The time per message, per hop, T, is reported to be
Ts + Tc*<message length> + Tp*<number of extra packets>
where,
Ts (startup time) is 80 us,
Tc (communication time) is determined by link bandwidth
(approximately .6 us/byte),
Tp (packetization time) is 45 us.
The default packet size is 160 bytes. The switch time and packet size give
a node output bandwidth of 3 Mbytes/s (about 50% of raw bandwidth) if all
processing cycles are dedicated to through-routing. This figure can be traded
off against latency by varying the packet size. (I would assume that these
figures are for T800 transputers.)
VCR and accompanying information are available from
Transputer Technology Solutions
2 Venture Road
Chilworth Research Cntre
Southampton
SO1 7NP
United Kingdom
Tel.: 0703-760834
Fax.: 0703-760833
E-mail: manager@uk.ac.soton.tts
--------------------------------------------
A routing system based upon the deadlock elimination technique of Dally and
Seitz [1], is described in
M. Shumway, "Deadlock-Free Packet Networks," Transputer Research and
Applications 2 (Proc. of 2nd North American Transputer Conference),
IOS Press, 139-177 (1989).
The paper considers a technique for designing deadlock-free routing systems
for arbitrary topologies, and presents performance results for a two-
dimensional grid implementation. (Note that according to a private
communication, the author has found that grids outperform toroid meshes
(due to simplified deadlock avoidance) for networks up to thousands of
processors.)
Mean internode latencies (hop time) for a 64-byte packet ranges from
90 us to 280 us, depending upon demand (100 msg/s to 10,000 msg/s). With
demand at saturation (approximately 3000 to 4000 msg/s for 64-byte packets),
latencies vary from under 200 us to 1800 us for packet sizes from 16 bytes
to 1024 bytes. (All figures for 20 MHz T800 transputers with 20 Mbit/s links.)

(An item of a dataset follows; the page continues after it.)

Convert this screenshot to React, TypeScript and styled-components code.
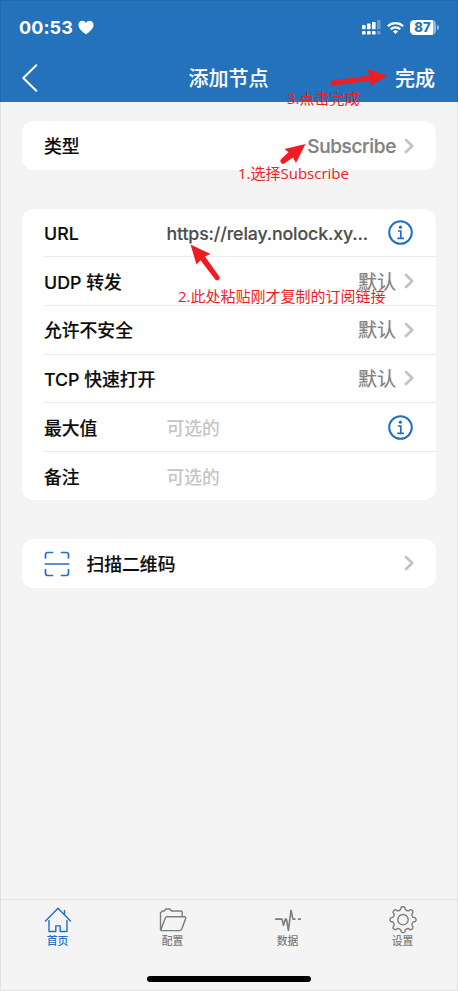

Additional performance figures, including processor utilization and
network scalability is provided in the paper (but is too extensive to
provide here).
---------------------------------------------
A routing system based upon a less-restrictive variation of the deadlock
avoidance technique of [1] is presented in
J. Yantchev and C. Jesshope, "Adaptive, low-latency, deadlock-free
packet routing for networks of processors," IEE Proceedings, Vol. 136,
Pt. E, 178-186 (1989).
The routing technique utilizes a partial ordering of virtual channels that
preserves some adaptive capacity (as much as is possible within the framework
of an optimal-distance router). The technique is applicable to arbitrary
networks.
The paper then introduces a low-latency routing strategy, called "the
mad postman," intended to outperform wormhole and virtual cut-through
routing. The technique is primarily aimed at a hardware implementation,
which is being implemented (or has been implemented?) on transputer
networks at Southampton University.
Details of the technique, including an estimation of latencies, may be
found in the paper.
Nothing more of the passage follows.